Pero las emociones confunden y alimentadas por el voluntarismo y mezcladas con el resentimiento (historicista o no) –que siempre da buen resultado para agitar la masa del pastel– ya no digamos. Y sigo hablando de lenguaje. Me gustaría hacerlo como Canetti pero no llego. «España y Euskadi son dos países libres», dijo Sánchez y aunque fuera un tacticismo ocasional y si te he visto no me acuerdo, comme d’habitude, subrayemos el error al margen de la política. Euskadi es un país, efectivamente, como lo es Cataluña y lo es Galicia y creo, sólo creo, que podríamos seguir con la lista. Como mallorquín, considero que mi país es Mallorca –ojo, no Baleares, que es denominación administrativa, sino Mallorca– y a eso ayuda mucho el hecho insular. Como el país de Cunqueiro era Galicia y el de Pla Cataluña. O tal vez el de Cunqueiro fuera Mondoñedo y el de Pla el Ampurdán, pero en ese berenjenal mejor no meterse. Y esto funciona, o debería, del mismo modo que en Francia donde existe el país de Languedoc y el de la Aquitania y tantos otros. Pero la nación –infinitamente más centralista que España, por cierto– es Francia. Y cada uno es de su país, pero la nación es la francesa.

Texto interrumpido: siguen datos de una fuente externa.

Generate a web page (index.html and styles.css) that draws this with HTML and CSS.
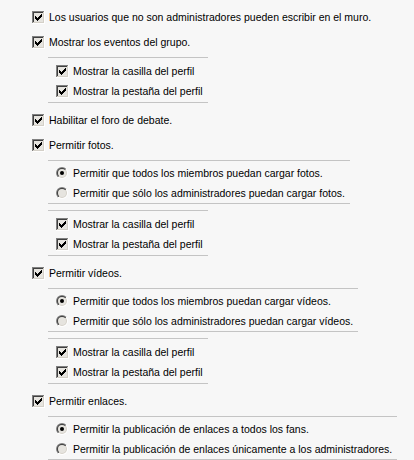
FILE: index.html
```html
<!DOCTYPE html>
<html lang="es">
<head>
  <meta charset="UTF-8">
  <title>Opciones del grupo</title>
  <link rel="stylesheet" href="styles.css">
</head>
<body>

  <svg class="defs" width="0" height="0">
    <defs>
      <symbol id="chk" viewBox="0 0 13 13">
        <rect x="0" y="0" width="13" height="13" fill="#ffffff"/>
        <rect x="0" y="0" width="12" height="1" fill="#808080"/>
        <rect x="0" y="0" width="1" height="12" fill="#808080"/>
        <rect x="1" y="1" width="11" height="11" fill="#d4d0c8"/>
        <rect x="1" y="1" width="10" height="1" fill="#404040"/>
        <rect x="1" y="1" width="1" height="10" fill="#404040"/>
        <rect x="2" y="2" width="9" height="9" fill="#e6e4df"/>
        <rect x="3" y="5" width="1" height="3" fill="#000"/>
        <rect x="4" y="6" width="1" height="3" fill="#000"/>
        <rect x="5" y="7" width="1" height="3" fill="#000"/>
        <rect x="6" y="6" width="1" height="3" fill="#000"/>
        <rect x="7" y="5" width="1" height="3" fill="#000"/>
        <rect x="8" y="4" width="1" height="3" fill="#000"/>
        <rect x="9" y="3" width="1" height="3" fill="#000"/>
      </symbol>
      <linearGradient id="rOut" x1="0" y1="0" x2="1" y2="1">
        <stop offset="0.5" stop-color="#808080"/>
        <stop offset="0.5" stop-color="#ffffff"/>
      </linearGradient>
      <linearGradient id="rIn" x1="0" y1="0" x2="1" y2="1">
        <stop offset="0.5" stop-color="#404040"/>
        <stop offset="0.5" stop-color="#d4d0c8"/>
      </linearGradient>
      <symbol id="rad" viewBox="0 0 12 12">
        <circle cx="6" cy="6" r="6" fill="url(#rOut)"/>
        <circle cx="6" cy="6" r="5" fill="url(#rIn)"/>
        <circle cx="6" cy="6" r="4" fill="#e6e4df"/>
      </symbol>
      <symbol id="radOn" viewBox="0 0 12 12">
        <circle cx="6" cy="6" r="6" fill="url(#rOut)"/>
        <circle cx="6" cy="6" r="5" fill="url(#rIn)"/>
        <circle cx="6" cy="6" r="4" fill="#e6e4df"/>
        <circle cx="6" cy="6" r="2" fill="#000"/>
      </symbol>
    </defs>
  </svg>

  <div class="settings">

    <div class="item">
      <div class="opt"><svg class="box"><use href="#chk"/></svg>Los usuarios que no son administradores pueden escribir en el muro.</div>
    </div>

    <div class="item">
      <div class="opt"><svg class="box"><use href="#chk"/></svg>Mostrar los eventos del grupo.</div>
      <div class="sub">
        <div class="row"><svg class="box"><use href="#chk"/></svg>Mostrar la casilla del perfil</div>
        <div class="row"><svg class="box"><use href="#chk"/></svg>Mostrar la pestaña del perfil</div>
      </div>
    </div>

    <div class="item">
      <div class="opt"><svg class="box"><use href="#chk"/></svg>Habilitar el foro de debate.</div>
    </div>

    <div class="item">
      <div class="opt"><svg class="box"><use href="#chk"/></svg>Permitir fotos.</div>
      <div class="sub radios">
        <div class="row"><svg class="dot"><use href="#radOn"/></svg>Permitir que todos los miembros puedan cargar fotos.</div>
        <div class="row"><svg class="dot"><use href="#rad"/></svg>Permitir que sólo los administradores puedan cargar fotos.</div>
      </div>
      <div class="sub">
        <div class="row"><svg class="box"><use href="#chk"/></svg>Mostrar la casilla del perfil</div>
        <div class="row"><svg class="box"><use href="#chk"/></svg>Mostrar la pestaña del perfil</div>
      </div>
    </div>

    <div class="item">
      <div class="opt"><svg class="box"><use href="#chk"/></svg>Permitir vídeos.</div>
      <div class="sub radios">
        <div class="row"><svg class="dot"><use href="#radOn"/></svg>Permitir que todos los miembros puedan cargar vídeos.</div>
        <div class="row"><svg class="dot"><use href="#rad"/></svg>Permitir que sólo los administradores puedan cargar vídeos.</div>
      </div>
      <div class="sub">
        <div class="row"><svg class="box"><use href="#chk"/></svg>Mostrar la casilla del perfil</div>
        <div class="row"><svg class="box"><use href="#chk"/></svg>Mostrar la pestaña del perfil</div>
      </div>
    </div>

    <div class="item">
      <div class="opt"><svg class="box"><use href="#chk"/></svg>Permitir enlaces.</div>
      <div class="sub radios">
        <div class="row"><svg class="dot"><use href="#radOn"/></svg>Permitir la publicación de enlaces a todos los fans.</div>
        <div class="row"><svg class="dot"><use href="#rad"/></svg>Permitir la publicación de enlaces únicamente a los administradores.</div>
      </div>
    </div>

  </div>

</body>
</html>
```

FILE: styles.css
```css
body {
  margin: 0;
  background: #f7f7f7;
  font-family: 'Liberation Sans', Arial, sans-serif;
  font-size: 10.5px;
  color: #000;
}

.defs {
  position: absolute;
  width: 0;
  height: 0;
}

.settings {
  padding: 7px 0 0 32px;
}

.item {
  padding-bottom: 5px;
}

.opt,
.row {
  display: flex;
  align-items: center;
  white-space: nowrap;
}

.opt {
  height: 20px;
}

.row {
  height: 20px;
}

.box {
  width: 13px;
  height: 13px;
  margin-right: 4px;
  flex: none;
}

.dot {
  width: 12px;
  height: 12px;
  margin-right: 5px;
  flex: none;
}

.sub {
  width: fit-content;
  margin: 5px 0 2px 16px;
  padding: 3px 5px 1px 8px;
  border-top: 1px solid #c4c4c4;
  border-bottom: 1px solid #c4c4c4;
}

.sub + .sub {
  margin-top: 6px;
}

.sub.radios {
  padding-top: 2px;
  padding-bottom: 0;
}
```
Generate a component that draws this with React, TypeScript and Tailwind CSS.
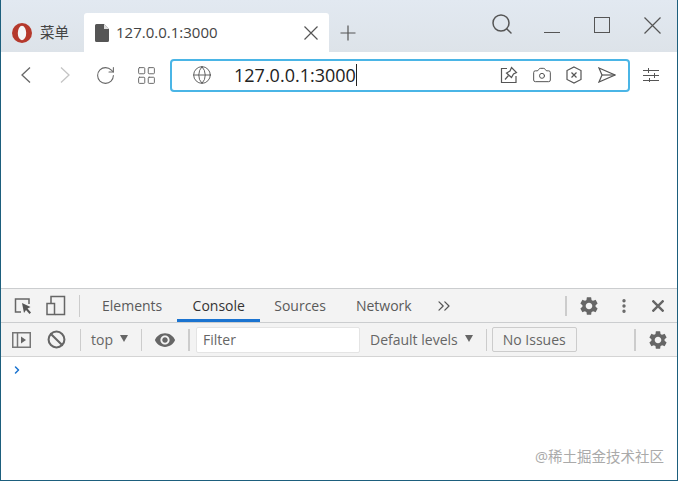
import React from 'react';
import { RotateCw, Search, Globe, Camera, Ban, EllipsisVertical, ChevronsRight, ChevronRight, LayoutGrid } from 'lucide-react';
import { MdSettings, MdVisibility } from 'react-icons/md';

const FONT = "font-['Open_Sans','Noto_Sans_CJK_SC',sans-serif]";

function OperaLogo() {
  return (
    <svg width="20" height="20" viewBox="0 0 20 20">
      <circle cx="10" cy="10" r="10" fill="#b5392c" />
      <ellipse cx="10" cy="10" rx="4.2" ry="7.2" fill="#f4f6f8" />
    </svg>
  );
}

function FileIcon() {
  return (
    <svg width="14" height="18" viewBox="0 0 14 18">
      <path d="M1.5 0H9l5 5v11.5A1.5 1.5 0 0 1 12.5 18h-11A1.5 1.5 0 0 1 0 16.5v-15A1.5 1.5 0 0 1 1.5 0z" fill="#555" />
      <path d="M9 0v5h5z" fill="#ddd" />
    </svg>
  );
}

function Cross({ size, width = 1.2, color = '#555' }: { size: number; width?: number; color?: string }) {
  return (
    <svg width={size} height={size} viewBox={`0 0 ${size} ${size}`} fill="none" stroke={color} strokeWidth={width} className="shrink-0">
      <path d={`M0.5 0.5L${size - 0.5} ${size - 0.5}M${size - 0.5} 0.5L0.5 ${size - 0.5}`} />
    </svg>
  );
}

function Chevron({ left, color }: { left?: boolean; color: string }) {
  return (
    <svg width="12" height="16" viewBox="0 0 12 16" fill="none" stroke={color} strokeWidth="1.3" className="shrink-0">
      <path d={left ? 'M10 0.5L2 8L10 15.5' : 'M2 0.5L10 8L2 15.5'} />
    </svg>
  );
}

function PinIcon() {
  return (
    <svg width="18" height="18" viewBox="0 0 18 18" fill="none" stroke="#555" strokeWidth="1.2" className="shrink-0">
      <path d="M7 2.5H1.5V16.5H16V10" />
      <path d="M11.5 1.5L16.5 6.5L13.5 8L11.5 11.5L6.5 7L10 5z" />
      <path d="M8.5 9.5L5 13.5" />
    </svg>
  );
}

function ShieldX() {
  return (
    <svg width="16" height="18" viewBox="0 0 16 18" fill="none" stroke="#555" strokeWidth="1.2" className="shrink-0">
      <path d="M8 1L15 4.5V13.5L8 17L1 13.5V4.5z" />
      <path d="M5.5 6.5L10.5 11.5M10.5 6.5L5.5 11.5" />
    </svg>
  );
}

function SendIcon() {
  return (
    <svg width="18" height="16" viewBox="0 0 18 16" fill="none" stroke="#555" strokeWidth="1.2" className="shrink-0">
      <path d="M1 1L17 8L1 15L4 8z" />
      <path d="M4 8H17" />
    </svg>
  );
}

function SlidersIcon() {
  return (
    <svg width="16" height="14" viewBox="0 0 16 14" fill="none" stroke="#555" strokeWidth="1" className="shrink-0">
      <path d="M0 2.5H16M0 7.500H16M0 12.500H16" />
      <path d="M5.500 0V5M11.500 5V10M6.500 10V14" />
    </svg>
  );
}

function InspectIcon() {
  return (
    <svg width="18" height="18" viewBox="0 0 18 18" fill="none" className="shrink-0">
      <path d="M7 15H1.5V2H15V7" stroke="#666" strokeWidth="1.5" />
      <path d="M8 6L16.5 10L13.5 11.5L17 15.5L15.5 17L12 13L10 16z" fill="#555" />
    </svg>
  );
}

function DeviceIcon() {
  return (
    <svg width="20" height="21" viewBox="0 0 20 21" fill="none" stroke="#666" strokeWidth="1.5" className="shrink-0">
      <path d="M5 8V1.5H18.5V19.5H9" />
      <rect x="1" y="8.5" width="7.5" height="11" />
    </svg>
  );
}

function SidebarIcon() {
  return (
    <svg width="19" height="16" viewBox="0 0 19 16" fill="none" className="shrink-0">
      <rect x="0.75" y="0.75" width="17.5" height="14.5" stroke="#777" strokeWidth="1.5" />
      <path d="M5.5 1V15" stroke="#777" strokeWidth="1.5" />
      <path d="M9 4.5L14 8L9 11.5z" fill="#666" />
    </svg>
  );
}

function Caret() {
  return <span className="ml-[7px] mt-[-3px] h-0 w-0 border-x-[4.5px] border-t-[7px] border-x-transparent border-t-[#666]" />;
}

function Divider({ className }: { className: string }) {
  return <span className={`w-px h-[22px] bg-[#ccc] shrink-0 ${className}`} />;
}

export default function App() {
  return (
    <div className={`w-[678px] h-[481px] relative flex flex-col overflow-hidden bg-white border-x border-b border-[#1d5f7d] ${FONT}`}>
      {/* tab strip */}
      <div className="h-[52px] shrink-0 flex items-end bg-gradient-to-b from-[#e2e9f1] to-[#dde3e9] pl-[11px]">
        <div className="w-[72px] h-[39px] flex items-center gap-[8px] text-[14.5px] text-[#444]">
          <OperaLogo />
          <span>菜单</span>
        </div>
        <div className="w-[245px] h-[39px] flex items-center bg-white rounded-t-[3px] pl-[11px] pr-[11px] text-[15px] text-[#444]">
          <FileIcon />
          <span className="ml-[7px]">127.0.0.1:3000</span>
          <span className="ml-auto"><Cross size={14} /></span>
        </div>
        <div className="h-[39px] flex items-center ml-[11px]">
          <svg width="16" height="16" viewBox="0 0 16 16" stroke="#555" strokeWidth="1.2">
            <path d="M8 0.5V15.5M0.5 8H15.5" />
          </svg>
        </div>
        <div className="flex-1 self-start flex items-start pt-[12px] pl-[134px] text-[#555]">
          <Search className="w-[24px] h-[24px]" strokeWidth={1.5} />
          <span className="ml-[30px] mt-[20px] w-[16px] h-px bg-[#555]" />
          <span className="ml-[34px] mt-[5px] w-[16px] h-[16px] border border-[#555]" />
          <span className="ml-[34px] mt-[5px]"><Cross size={17} /></span>
        </div>
      </div>

      {/* address bar */}
      <div className="h-[46px] shrink-0 flex items-center pl-[19px] text-[#666]">
        <Chevron left color="#666" />
        <span className="ml-[27px]"><Chevron color="#c4c4c4" /></span>
        <RotateCw className="ml-[24px] w-[21px] h-[21px]" strokeWidth={1.2} />
        <LayoutGrid className="ml-[20px] w-[21px] h-[21px]" strokeWidth={1.1} />
        <div className="ml-[13px] w-[460px] h-[33px] shrink-0 flex items-center rounded-[4px] border-2 border-[#4ab5e6] pl-[20px] pr-[12px]">
          <Globe className="w-[20px] h-[20px] text-[#555]" strokeWidth={1.1} />
          <span className="ml-[22px] text-[18px] text-[#222] border-r border-[#222] leading-[22px]">127.0.0.1:3000</span>
          <div className="ml-auto flex items-center">
            <PinIcon />
            <Camera className="ml-[14px] w-[20px] h-[20px] text-[#555]" strokeWidth={1.2} />
            <span className="ml-[14px]"><ShieldX /></span>
            <span className="ml-[16px]"><SendIcon /></span>
          </div>
        </div>
        <span className="ml-[13px]"><SlidersIcon /></span>
      </div>

      {/* page */}
      <div className="flex-1" />

      {/* devtools tabs */}
      <div className="h-[35px] shrink-0 flex items-center bg-[#f3f3f3] border-t border-b border-[#cbcdcf] pl-[13px] text-[14px] text-[#5a5a5a]">
        <InspectIcon />
        <span className="ml-[14px]"><DeviceIcon /></span>
        <Divider className="ml-[13px]" />
        <span className="ml-[22px]">Elements</span>
        <div className="ml-[15px] w-[83px] h-full flex items-center justify-center text-[#333] border-b-[3px] border-[#1a73d0] pt-[3px]">Console</div>
        <span className="ml-[14px]">Sources</span>
        <span className="ml-[30px]">Network</span>
        <ChevronsRight className="ml-[22px] w-[20px] h-[20px] text-[#555]" strokeWidth={1.5} />
        <span className="w-[2px] h-[20px] bg-[#ccc] ml-[111px]" />
        <MdSettings className="ml-[11px] w-[22px] h-[22px] text-[#666]" />
        <EllipsisVertical className="ml-[15px] w-[18px] h-[18px] text-[#666]" strokeWidth={2.5} />
        <span className="ml-[19px]"><Cross size={12} width={2.4} color="#666" /></span>
      </div>

      {/* console toolbar */}
      <div className="h-[34px] shrink-0 flex items-center bg-[#f3f3f3] border-b border-[#d4d4d4] pl-[11px] text-[14px] text-[#666]">
        <SidebarIcon />
        <Ban className="ml-[16px] w-[19px] h-[19px] text-[#666]" strokeWidth={2.6} />
        <Divider className="ml-[14px]" />
        <span className="ml-[10px]">top</span>
        <Caret />
        <Divider className="ml-[13px]" />
        <MdVisibility className="ml-[12px] w-[22px] h-[22px] text-[#666]" />
        <span className="w-[2px] h-[22px] bg-[#ccc] ml-[12px]" />
        <div className="ml-[6px] w-[164px] h-[26px] flex items-center bg-white border border-[#e4e4e4] rounded-[2px] pl-[6px]">Filter</div>
        <span className="ml-[10px]">Default levels</span>
        <Caret />
        <Divider className="ml-[13px]" />
        <div className="ml-[5px] w-[85px] h-[25px] flex items-center justify-center border border-[#ccc] rounded-[2px]">No Issues</div>
        <span className="w-[2px] h-[22px] bg-[#ccc] ml-[57px]" />
        <MdSettings className="ml-[11px] w-[22px] h-[22px] text-[#666]" />
      </div>

      {/* console */}
      <div className="h-[123px] shrink-0 pl-[10px] pt-[5px]">
        <ChevronRight className="w-[12px] h-[16px] text-[#1a73d0]" strokeWidth={3} />
      </div>

      {/* watermark */}
      <span className="absolute right-[13px] bottom-[13px] text-[14.5px] leading-[20px] text-[#aaa]">@稀土掘金技术社区</span>
    </div>
  );
}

Aquí nos perdemos en lo que se llamaban discusiones bizantinas y concilios de Nicea para no ser más felices llamando a las cosas por su nombre. Porque a estas alturas de eso parece que se trate: de no ser felices y de andar con el ceño fruncido y no salir de la espiral mientras el mundo avanza no sabemos hacia dónde y nosotros en busca de un imaginario Xanadú.